Used MLOPS Architecture

Key points

For sake of simplicity, the components of the architecture will be explain as "should be" followed by "current implementation" (limited scoped, just for the demo)

Data Analysis: Should be extracted from the feature store, in this case just a simple csv dataset (credit card default) will be processed [https://archive.ics.uci.edu/ml/datasets/default+of+credit+card+clients#]
Model tracking/experimentation: Should be a specific in-house instance of Mlflow, in this case we spin-up a Mlflow docker container. The use of model tracking is detailed as a serious of MLFlowProjects (a ds-component with their own dependencies)
Source code / repository: In this demo is Github
CI/CD Stage: It is done with Github Actions, you can see this in the "Actions" tab on Github
Automated Pipelines: It is implemented as an Inference Pipeline (containing preprocess and the ml-model). All the steps is done by distincts MlflowProjects that shows all the machine learnig development lifecycle
Model Registry: This is done through "MlFlow model registry", just a model registration (versioned)
Trained Model / Model Serving: There is various options for implementing it, could be FlaskApi/FastApi/(Batch approach) but in this demo we support this feature with "Mlflow model serving"
ML Prediction Service: By model serving stage, it is an active service listening in real time for post requests (see an example at "serve/" folder).
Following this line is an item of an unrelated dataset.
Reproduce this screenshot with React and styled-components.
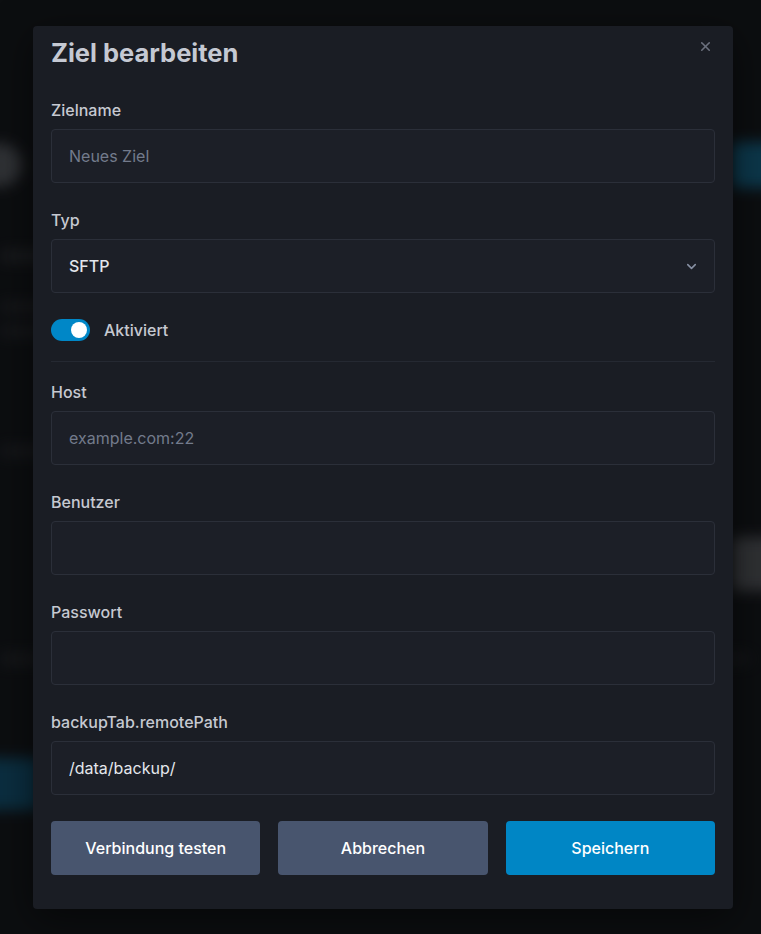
import React, { useState } from 'react';
import styled, { createGlobalStyle } from 'styled-components';
import { X, ChevronDown } from 'lucide-react';

const Global = createGlobalStyle`
  html, body { margin: 0; padding: 0; background: #0f1012; }
  body { font-family: Inter, "Noto Sans", sans-serif; -webkit-font-smoothing: antialiased; }
  * { box-sizing: border-box; }
`;

const Screen = styled.div`
  position: relative;
  width: 761px;
  height: 934px;
  overflow: hidden;
  background: #0f1012;
`;

/* the page behind the dialog, blurred */
const Page = styled.div`
  display: flex;
  flex-direction: column;
  padding-top: 140px;
  filter: blur(7px);
  opacity: 0.9;
`;

const PageRow = styled.div`
  display: flex;
  justify-content: space-between;
  align-items: center;
  height: ${(p) => p.h || 20}px;
  margin-top: ${(p) => p.mt || 0}px;
`;

const Blob = styled.div`
  width: ${(p) => p.w}px;
  height: ${(p) => p.h}px;
  border-radius: ${(p) => p.r || 6}px;
  background: ${(p) => p.bg};
  margin-left: ${(p) => p.ml || 0}px;
  margin-right: ${(p) => p.mr || 0}px;
`;

const Overlay = styled.div`
  position: absolute;
  inset: 0;
  background: rgba(10, 11, 13, 0.35);
  padding: 26px 28px 0 33px;
`;

const Modal = styled.div`
  width: 700px;
  background: #1a1d24;
  border-radius: 4px;
  padding-bottom: 34px;
  box-shadow: 0 10px 40px rgba(0, 0, 0, 0.5);
`;

const Header = styled.div`
  display: flex;
  justify-content: space-between;
  align-items: flex-start;
  height: 54px;
  padding: 12px 20px 0 18px;
`;

const Title = styled.h2`
  margin: 0;
  font-size: 25.5px;
  line-height: 30px;
  font-weight: 700;
  color: #c5c9d3;
`;

const Close = styled.button`
  background: none;
  border: 0;
  padding: 0;
  margin-top: 1px;
  color: #6b707d;
  display: flex;
  cursor: pointer;
`;

const Body = styled.div`
  padding: 18px 18px 0 18px;
  display: flex;
  flex-direction: column;
`;

const Field = styled.div`
  display: flex;
  flex-direction: column;
  margin-bottom: 25px;
`;

const Label = styled.label`
  font-size: 16px;
  line-height: 24px;
  font-weight: 500;
  color: #c6c9d1;
  margin-bottom: 7px;
`;

const Input = styled.input`
  height: 54px;
  width: 100%;
  background: #1c1f27;
  border: 1px solid #2b2f39;
  border-radius: 4px;
  padding: 0 17px;
  font-family: inherit;
  font-size: 16px;
  color: #e4e7ed;
  outline: none;
  &::placeholder { color: #737b8c; }
`;

const SelectBox = styled.div`
  height: 54px;
  display: flex;
  align-items: center;
  justify-content: space-between;
  background: #1c1f27;
  border: 1px solid #2b2f39;
  border-radius: 4px;
  padding: 0 15px 0 17px;
  font-size: 16px;
  font-weight: 500;
  color: #e4e7ed;
  svg { color: #8790a3; }
`;

const ToggleRow = styled.div`
  display: flex;
  align-items: center;
  gap: 14px;
  margin-top: 1px;
  padding-bottom: 20px;
  border-bottom: 1px solid #252932;
  margin-bottom: 18px;
`;

const Track = styled.span`
  width: 39px;
  height: 22px;
  border-radius: 11px;
  background: ${(p) => (p.on ? '#0087c7' : '#3a4150')};
  display: flex;
  align-items: center;
  justify-content: ${(p) => (p.on ? 'flex-end' : 'flex-start')};
  padding: 0 3px;
  cursor: pointer;
`;

const Knob = styled.span`
  width: 16px;
  height: 16px;
  border-radius: 50%;
  background: #ffffff;
`;

const ToggleText = styled.span`
  font-size: 16px;
  font-weight: 500;
  color: #c6c9d1;
`;

const Buttons = styled.div`
  display: grid;
  grid-template-columns: repeat(3, 1fr);
  gap: 18px;
  margin-top: 1px;
`;

const Button = styled.button`
  height: 54px;
  border: 0;
  border-radius: 4px;
  background: ${(p) => (p.primary ? '#0086c5' : '#48556e')};
  color: #ffffff;
  font-family: inherit;
  font-size: 16px;
  font-weight: 500;
  cursor: pointer;
`;

const fields = [
  { label: 'Host', placeholder: 'example.com:22', value: '' },
  { label: 'Benutzer', placeholder: '', value: '' },
  { label: 'Passwort', placeholder: '', value: '', type: 'password' },
  { label: 'backupTab.remotePath', placeholder: '', value: '/data/backup/' },
];

export default function App() {
  const [on, setOn] = useState(true);
  return (
    <Screen>
      <Global />
      <Page>
        <PageRow h={50}>
          <Blob w={44} h={44} r={22} bg="#4a4c50" ml={-22} />
          <Blob w={60} h={46} bg="#0e5675" mr={-30} />
        </PageRow>
        <PageRow h={12} mt={60}>
          <Blob w={60} h={10} bg="#2a2b2e" />
        </PageRow>
        <PageRow h={10} mt={40}>
          <Blob w={50} h={8} bg="#252629" />
        </PageRow>
        <PageRow h={10} mt={14}>
          <Blob w={50} h={8} bg="#25262a" />
        </PageRow>
        <PageRow h={10} mt={110}>
          <Blob w={50} h={8} bg="#25262a" />
        </PageRow>
        <PageRow h={56} mt={80}>
          <span />
          <Blob w={60} h={54} bg="#4a4b4e" mr={-30} />
        </PageRow>
        <PageRow h={14} mt={60}>
          <Blob w={40} h={10} bg="#222326" />
          <Blob w={30} h={10} bg="#1d1e21" mr={10} />
        </PageRow>
        <PageRow h={56} mt={90}>
          <Blob w={60} h={52} bg="#0d4763" ml={-20} />
        </PageRow>
      </Page>
      <Overlay>
        <Modal>
          <Header>
            <Title>Ziel bearbeiten</Title>
            <Close aria-label="close">
              <X size={15} strokeWidth={2.5} />
            </Close>
          </Header>
          <Body>
            <Field>
              <Label>Zielname</Label>
              <Input placeholder="Neues Ziel" />
            </Field>
            <Field>
              <Label>Typ</Label>
              <SelectBox>
                SFTP
                <ChevronDown size={15} strokeWidth={2.5} />
              </SelectBox>
            </Field>
            <ToggleRow>
              <Track on={on ? 1 : 0} onClick={() => setOn(!on)}>
                <Knob />
              </Track>
              <ToggleText>Aktiviert</ToggleText>
            </ToggleRow>
            {fields.map((f) => (
              <Field key={f.label}>
                <Label>{f.label}</Label>
                <Input type={f.type || 'text'} placeholder={f.placeholder} defaultValue={f.value} />
              </Field>
            ))}
            <Buttons>
              <Button>Verbindung testen</Button>
              <Button>Abbrechen</Button>
              <Button primary>Speichern</Button>
            </Buttons>
          </Body>
        </Modal>
      </Overlay>
    </Screen>
  );
}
It could reuse features from feature store and additional data/features coming from the request
Performance Monitoring: It should be done by integrating monitoring tools used in the company at the time (grafana, splunk, so on), in this demo it is done by evidently-ai orchestrated by airflow thus generating drift metrics (see "drift/" folder and dashboard drift report at "drift/evidently_reports/credit_card_default_data_drift_by_airflow.html")
Alert triggers: Should be done by integrating alerting tools the company use at the time (PagerDuty / Slack )
Retraining: Should reuse the Automated Pipeline we've created after CI/CD, also triggered by a drift detection rule

Starting the Demo

List images (including hidden)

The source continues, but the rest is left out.